After a long break What’s Cooking Mexico is back! Things have been quiet around here for almost a month, but we’re ready to start posting again. In order to give the readers of this blog a more complete picture of Mexican cuisine, we’ve decided to highlight a Mexican ingredient (or other ingredients that are very important in Mexican cooking) for several weeks. We’ll write about its history, nutritional properties, cultural importance and, of course, recipes. We’ll start with the single most important ingredient in Mexican cuisine, corn or maize. Jon introduces us to this crop that has been an essential part of many American civilizations for thousands of years.

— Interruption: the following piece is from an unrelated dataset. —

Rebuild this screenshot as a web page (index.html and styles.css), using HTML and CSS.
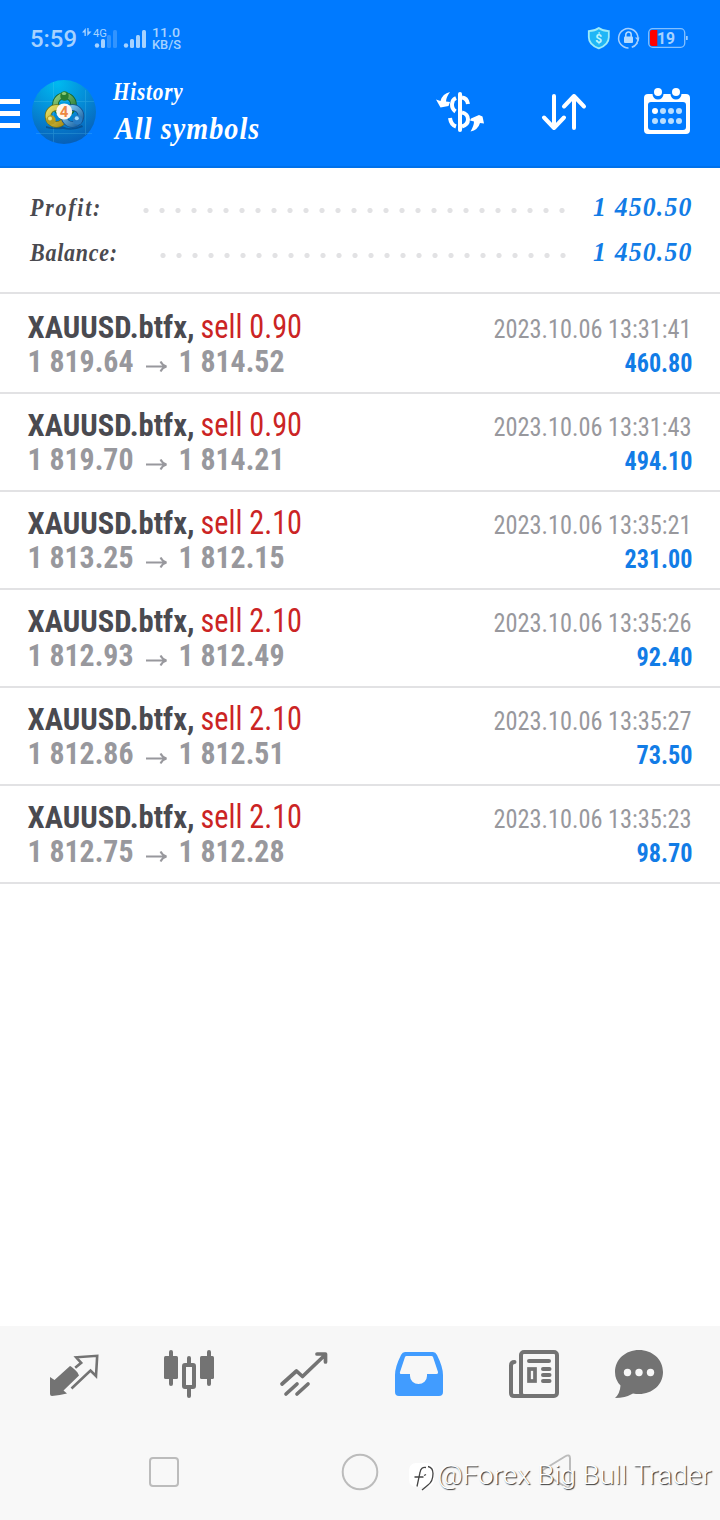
FILE: index.html
```html
<!DOCTYPE html>
<html lang="en">
<head>
<meta charset="utf-8">
<title>History</title>
<link rel="stylesheet" href="styles.css">
</head>
<body>
<header class="top">
  <div class="status">
    <svg class="status-left" width="160" height="76" viewBox="30 0 160 76">
      <text x="30" y="47" class="clock" textLength="47" lengthAdjust="spacingAndGlyphs">5:59</text>
      <path d="M85.800 28v8h-1.300v-3.500H82zM87.300 36v-8h1.300v3.500H91.500z" fill="#a6d2ff"/>
      <text x="93" y="37" class="tiny4g" textLength="14" lengthAdjust="spacingAndGlyphs">4G</text>
      <g class="sig">
        <circle cx="97" cy="45.500" r="2.200"/><rect x="101" y="39" width="4" height="9" rx="1.500"/>
        <rect x="107" y="35" width="4" height="13" rx="1.500" opacity=".3"/><rect x="113" y="30" width="4" height="18" rx="1.500" opacity=".3"/>
        <circle cx="126" cy="45.500" r="2.200"/><rect x="130" y="39" width="4" height="9" rx="1.500"/>
        <rect x="136" y="35" width="4" height="13" rx="1.500"/><rect x="142" y="30" width="4" height="18" rx="1.500"/>
      </g>
      <text x="152" y="37" class="speed" textLength="28" lengthAdjust="spacingAndGlyphs">11.0</text>
      <text x="152" y="49" class="unit" textLength="29" lengthAdjust="spacingAndGlyphs">KB/S</text>
    </svg>
    <svg class="status-right" width="104" height="76" viewBox="586 0 104 76">
      <path d="M598.800 28q4 3 10 3.200v6q0 7.500-10 11.200q-10-3.700-10-11.200v-6q6-.2 10-3.200z" fill="#20b6f6" stroke="#9debf8" stroke-width="1.800"/>
      <text x="595.200" y="42.500" class="dollar">$</text>
      <path d="M636.500 43.500a9.700 9.700 0 1 0-8 4.500" fill="none" stroke="#a4d0ff" stroke-width="1.500"/>
      <path d="M635 37.500h4.400l-1 4zM636.500 42.500l1.500 1q-3 4-6 4.500l-.5-1.500q3-1 5-4z" fill="#a4d0ff"/>
      <rect x="624" y="36.500" width="9" height="6.500" rx="1" fill="#b5dbff"/>
      <path d="M625.800 37v-2.200a2.700 2.700 0 0 1 5.400 0v2.200" fill="none" stroke="#b5dbff" stroke-width="1.500"/>
      <rect x="648.700" y="28.700" width="36" height="18.600" rx="4" fill="none" stroke="#83c0ff" stroke-width="1.300"/>
      <path d="M652 30h5.300v16H652q-2-.2-2-2V32q0-1.800 2-2z" fill="#f00"/>
      <path d="M686 36h1.700v4H686z" fill="#9accff"/>
      <text x="657" y="44" class="batt" textLength="18" lengthAdjust="spacingAndGlyphs">19</text>
    </svg>
  </div>
  <div class="bar">
    <svg class="menu" width="20" height="92" viewBox="0 76 20 92"><path d="M0 101.500h20M0 113.500h20M0 125.500h20" stroke="#fff" stroke-width="5"/></svg>
    <svg class="logo" width="64" height="92" viewBox="32 76 64 92">
      <defs>
        <radialGradient id="sky" cx=".4" cy=".05" r=".95"><stop offset="0" stop-color="#00baf0"/><stop offset=".5" stop-color="#048dd8"/><stop offset="1" stop-color="#0760b8"/></radialGradient>
        <linearGradient id="gn" x1="0" y1="0" x2="1" y2="1"><stop offset="0" stop-color="#8ecb7a"/><stop offset="1" stop-color="#217632"/></linearGradient>
        <linearGradient id="ye" x1="0" y1="0" x2="1" y2="1"><stop offset="0" stop-color="#e6e066"/><stop offset="1" stop-color="#a88a16"/></linearGradient>
        <linearGradient id="bl" x1="0" y1="0" x2="1" y2="1"><stop offset="0" stop-color="#8fd5f8"/><stop offset="1" stop-color="#155e9f"/></linearGradient>
      </defs>
      <circle cx="64" cy="112" r="32" fill="url(#sky)"/>
      <path d="M53.500 82v60M85.500 90v45M34 101.500h60M36 133.500h56" stroke="#65d0f2" stroke-width=".8" opacity=".28"/>
      <path d="M46 126q9 3 16 0q10 5 20-1l1 2q-9 4-20 2q-9 1-17-1z" fill="#063d75" opacity=".6"/>
      <g fill="none">
        <circle cx="64.500" cy="104.500" r="9" stroke="#17652b" stroke-width="6.500"/><circle cx="64.500" cy="104.500" r="9" stroke="url(#gn)" stroke-width="4.800"/>
        <circle cx="56.500" cy="116" r="8.500" stroke="#6f7117" stroke-width="6.500"/><circle cx="56.500" cy="116" r="8.500" stroke="url(#ye)" stroke-width="4.800"/>
        <circle cx="72.500" cy="116" r="8.500" stroke="#154f8e" stroke-width="6.500"/><circle cx="72.500" cy="116" r="8.500" stroke="url(#bl)" stroke-width="4.800"/>
      </g>
      <ellipse cx="64.500" cy="96" rx="4.200" ry="4.800" fill="#287e31"/><ellipse cx="64" cy="93.500" rx="2.200" ry="1.500" fill="#8acb76"/>
      <circle cx="51" cy="120" r="4.700" fill="#b59c20"/><circle cx="50" cy="118.500" r="2" fill="#efe583"/>
      <circle cx="77.500" cy="120" r="4.700" fill="#287cc4"/><circle cx="76.800" cy="118.300" r="2" fill="#a5dcff"/>
      <circle cx="64.200" cy="111.500" r="8" fill="#fff6ee"/>
      <text x="59.800" y="117" class="four">4</text>
    </svg>
    <svg class="title" width="170" height="92" viewBox="113 76 170 92">
      <text transform="translate(113 100) scale(.85 1)" class="script white" font-size="25" textLength="82" lengthAdjust="spacing">History</text>
      <text transform="translate(115 138.500) scale(.88 1)" class="script white" font-size="32" textLength="164" lengthAdjust="spacing">All symbols</text>
    </svg>
    <svg class="actions" width="280" height="92" viewBox="430 76 280 92">
      <g fill="none" stroke="#fff" stroke-width="4">
        <path d="M460 94v36" stroke-linecap="round"/>
        <path d="M456 98c-5 2-5.500 10-.5 13.500M462 97.500q5 .5 6 6.500M450 118q1 7 6 8.500M462 112.500c8 1.500 8 12 0 14"/>
      </g>
      <path d="M450 92q-7.500 1.500-9.500 9L436 99.500l4.500 8 8-1.500 1.500-4-4-.5q0-4 4-9.500zM470.500 131.500q7.500-1.500 9.500-8.500l4 .500-1.500-7-3.500-1.500-8 3.500-1 2 4 1q0 4-3.500 10z" fill="#fff"/>
      <path d="M554 96v32M544 117.500l10 10.500 10-10.500M574 128V96M564 106.500l10-10.500 10 10.500" fill="none" stroke="#fff" stroke-width="4" stroke-linecap="round" stroke-linejoin="round"/>
      <path d="M648 94h4.500a5.500 5.500 0 0 0 11 0h7a5.500 5.500 0 0 0 11 0h4.500q4 0 4 4v32q0 4-4 4h-38q-4 0-4-4V98q0-4 4-4zm3 8q-3 0-3 3v22q0 3 3 3h32q3 0 3-3v-22q0-3-3-3z" fill="#fff" fill-rule="evenodd"/>
      <circle cx="658" cy="92" r="4" fill="#fff"/><circle cx="676" cy="92" r="4" fill="#fff"/>
      <g fill="#b9deff"><circle cx="655" cy="111" r="3" fill="#fff"/><circle cx="663" cy="111" r="3"/><circle cx="671" cy="111" r="3"/><circle cx="679" cy="111" r="3"/><circle cx="655" cy="121" r="3"/><circle cx="663" cy="121" r="3"/><circle cx="671" cy="121" r="3"/><circle cx="679" cy="121" r="3"/></g>
    </svg>
  </div>
</header>

<main>
  <section class="summary">
    <div class="sum-row">
      <svg width="113" height="45"><text transform="translate(2 27.500) scale(.88 1)" class="script dark" font-size="25" textLength="80" lengthAdjust="spacing">Profit:</text></svg>
      <i class="dots profit-dots"></i>
      <svg width="100" height="45"><text transform="translate(1 27.500) scale(.92 1)" class="script blue" font-size="28" textLength="107" lengthAdjust="spacing">1 450.50</text></svg>
    </div>
    <div class="sum-row">
      <svg width="130" height="45"><text transform="translate(2 27.500) scale(.88 1)" class="script dark" font-size="25" textLength="99" lengthAdjust="spacing">Balance:</text></svg>
      <i class="dots balance-dots"></i>
      <svg width="100" height="45"><text transform="translate(1 27.500) scale(.92 1)" class="script blue" font-size="28" textLength="107" lengthAdjust="spacing">1 450.50</text></svg>
    </div>
  </section>
  <section class="deals" id="deals"></section>
</main>

<footer>
  <nav class="tabs">
    <svg width="720" height="94" viewBox="0 1326 720 94">
      <g fill="#737373">
        <path d="M50 1377l4.500 3 15.500-14q1.500 0 7.500 6.500l1.500 3-15.500 15 3.500 3q-7 1.500-15 2.500-2 0-2-2z"/>
        <path d="M71.500 1388.500l19-18 5.500 5.500 1.200-20.200-21 1.500 5 5.500-6 5" fill="none" stroke="#737373" stroke-width="2.600"/>
        <path d="M171 1352v32M209 1352v32M189 1358v38" stroke="#737373" stroke-width="4" stroke-linecap="round"/>
        <rect x="164" y="1356" width="14" height="23" rx="1.500"/><rect x="200" y="1356" width="14" height="23" rx="1.500"/>
        <rect x="184" y="1365" width="10" height="22" fill="#f7f7f7" stroke="#737373" stroke-width="4" rx="1"/>
      </g>
      <path d="M282 1384l14.500-13 6 5.500 23-22M317 1354h8.500v8M286 1394l11-10M297 1394l11-10" fill="none" stroke="#737373" stroke-width="3.700" stroke-linecap="round" stroke-linejoin="round"/>
      <path d="M405 1352h28q2.500 0 4 3 6 12 6 20v17q0 4-4 4h-40q-4 0-4-4v-17q0-8 6-20 1.500-3 4-3zm1.500 4q-1 0-1.500 1l-5 15q-.7 2 1.500 2h8.500v2a8.500 8 0 0 0 17 0v-2h9.500q2 0 1.500-2l-5-15q-.5-1-1.500-1z" fill="#419cff" fill-rule="evenodd"/>
      <g fill="none" stroke="#737373" stroke-width="4" stroke-linecap="round">
        <rect x="521" y="1352" width="36" height="44" rx="3"/>
        <path d="M514.500 1362q-3.500 0-3.500 3.500V1393q0 3 3 3h10M529 1361h20M543 1369h6.500M543 1375h6.500M543 1381h6.500"/>
        <rect x="529" y="1369" width="6" height="12" stroke-width="3.700"/>
      </g>
      <path d="M639 1350c13.500 0 24 9.500 24 22s-10.500 22-24 22q-3 0-6-.6-8 4.600-18 4.600 5-4.500 5.500-12.500-5.500-5.500-5.500-13.500c0-12.500 10.500-22 24-22z" fill="#737373"/>
      <g fill="#f7f7f7"><circle cx="627.500" cy="1372.500" r="3.700"/><circle cx="639" cy="1372.500" r="3.700"/><circle cx="650.500" cy="1372.500" r="3.700"/></g>
    </svg>
  </nav>
  <div class="keys">
    <svg width="720" height="100" viewBox="0 1420 720 100">
      <g fill="none" stroke="#bcbcbc" stroke-width="2">
        <rect x="150" y="1458" width="28" height="28" rx="3"/>
        <circle cx="360" cy="1472" r="17.300"/>
        <path d="M543 1470l22-13.500q5-3 5 2v26q0 5-5 2L543 1473q-2-1.500 0-3z"/>
      </g>
    </svg>
    <svg class="watermark" width="312" height="50" viewBox="408 1450 312 50">
      <rect x="409" y="1463" width="25" height="24" rx="7" fill="#fff"/>
      <path d="M414.500 1477h9M426 1467.500q-5-1-6 5l-3 14M428 1466.500q5 1 5 7 0 8-5 11.500l-6 5M424 1475.500l2-1" fill="none" stroke="#444" stroke-width="1.300"/>
      <text x="437.500" y="1484" textLength="274" lengthAdjust="spacingAndGlyphs" class="mark">@Forex Big Bull Trader</text>
    </svg>
  </div>
</footer>
<script src="deals.js"></script>
</body>
</html>
```
FILE: styles.css
```css
* { box-sizing: border-box; }
body { margin: 0; width: 720px; height: 1520px; background: #fff; display: flex; flex-direction: column; font-family: "Roboto Condensed", Roboto, sans-serif; overflow: hidden; }
svg { display: block; overflow: visible; flex: none; }
.top { height: 168px; background: #007aff; border-bottom: 2px solid #0071ea; color: #fff; }
.status { display: flex; justify-content: space-between; height: 76px; padding: 0 30px; }
.bar { display: flex; height: 90px; }
.logo { margin-left: 12px; }
.title { margin-left: 17px; }
.actions { margin-left: 147px; }
text { font-family: "Roboto Condensed", Roboto, sans-serif; font-stretch: condensed; white-space: pre; }
.clock { font: 500 24px Roboto, sans-serif; fill: #a6d2ff; }
.sig { fill: #a6d2ff; }
.tiny4g { font: 11px Roboto, sans-serif; fill: #a6d2ff; }
.speed { font: 500 13px Roboto, sans-serif; fill: #a6d2ff; }
.unit { font: 500 12px Roboto, sans-serif; fill: #a6d2ff; }
.dollar { font: 700 12px Roboto, sans-serif; fill: #bdf5ff; }
.batt { font: 700 16px Roboto, sans-serif; fill: #a6d2ff; }
.four { font: 700 15px Roboto, sans-serif; fill: #ed8742; }
.script { font-family: "Liberation Serif", serif; font-style: italic; font-weight: 700; }
.white { fill: #fff; }
.dark { fill: #4a4a50; }
.blue { fill: #127ce6; }
main { flex: 1; }
.summary { height: 126px; padding: 20px 28px 0; border-bottom: 2px solid #e2e2e4; }
.sum-row { display: flex; height: 45px; }
.dots { height: 45px; background-image: radial-gradient(circle at 8px 22.5px, #e2e2e4 2.2px, transparent 3px); background-size: 16px 45px; background-repeat: repeat-x; }
.profit-dots { width: 432px; margin: 0 22.500px 0 -3.500px; }
.balance-dots { width: 416px; margin: 0 21.500px 0 -3.500px; }
.deal { display: flex; justify-content: space-between; height: 98px; padding: 0 28px; border-bottom: 2px solid #e2e2e4; }
.deal:first-child { height: 100px; padding-top: 2px; }
.symbol { font-size: 32px; font-weight: 700; fill: #4a4a50; }
.side { font-size: 33px; fill: #cb2424; }
.price { font-size: 31px; font-weight: 700; fill: #98989d; }
.arrow { fill: none; stroke: #98989d; stroke-width: 2; }
.time { font-size: 26px; fill: #98989d; }
.gain { font-size: 26px; font-weight: 700; fill: #127ce6; }
footer { height: 194px; background: #f7f7f7; }
.keys { position: relative; height: 100px; background: #f8f8f8; }
.watermark { position: absolute; left: 408px; top: 30px; }
.mark { font: 300 26px Roboto, sans-serif; fill: #fff; text-shadow: 1px 1px 1px #333; }
```
FILE: deals.js
```js
const deals = [
  ["0.90", "1 819.64", "1 814.52", "13:31:41", "460.80"],
  ["0.90", "1 819.70", "1 814.21", "13:31:43", "494.10"],
  ["2.10", "1 813.25", "1 812.15", "13:35:21", "231.00"],
  ["2.10", "1 812.93", "1 812.49", "13:35:26", "92.40"],
  ["2.10", "1 812.86", "1 812.51", "13:35:27", "73.50"],
  ["2.10", "1 812.75", "1 812.28", "13:35:23", "98.70"]
];
const fit = 'lengthAdjust="spacingAndGlyphs"';
document.getElementById("deals").innerHTML = deals.map(([lot, open, close, time, gain]) => {
  const w = gain.length === 6 ? 68 : 56;
  return `<article class="deal">
    <svg width="280" height="96">
      <text class="symbol" x="-.5" y="42" textLength="167" ${fit}>XAUUSD.btfx,</text>
      <text class="side" x="172.500" y="42" textLength="101.500" ${fit}>sell ${lot}</text>
      <text class="price" x="-.5" y="76" textLength="106" ${fit}>${open}</text>
      <path class="arrow" d="M118 70.500h19M132.500 65.500q2 4 6 5q-4 1-6 5"/>
      <text class="price" x="150.500" y="76" textLength="106" ${fit}>${close}</text>
    </svg>
    <svg width="200" height="96">
      <text class="time" x="1.500" y="42" textLength="198" ${fit}>2023.10.06 ${time}</text>
      <text class="gain" x="${200.5 - w}" y="76" textLength="${w}" ${fit}>${gain}</text>
    </svg>
  </article>`;
}).join("");
```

Corn as we know it today was first domesticated, it is believed, in Mesoamerica (Mexico) about 7,000 years ago from a grass called teosinte. No one really knows why it was domesticated, however, as teosinte was not a particularly high-producing edible plant and did not possess the recognizable kernels of modern-day varieties. Teosinte had a stalk made up of interconnecting seed pods with a very hard outer shell rather than edible kernels.
Picture by National Science Foundation
Whatever the reasons for domestication, domesticated it was, and as it became more and more important in the Mesoamerican diet, it began to spread north and south from the central valleys of Mexico. When Mesoamericans and other Native Americans migrated to the eastern woodlands of North America about 1,000 years ago, they brought corn with them. By the time of Columbus and other European explorers reached the American shores, corn had become an integral part of Native life. Native Americans used corn in nearly every aspect of their culture. Besides a source of nutrition, they used corn husks to make sleeping mats, moccasins, baskets and dolls for children. The cobs could be burned in fires for heating, turned into darts for games, and were used in many ceremonial events as well.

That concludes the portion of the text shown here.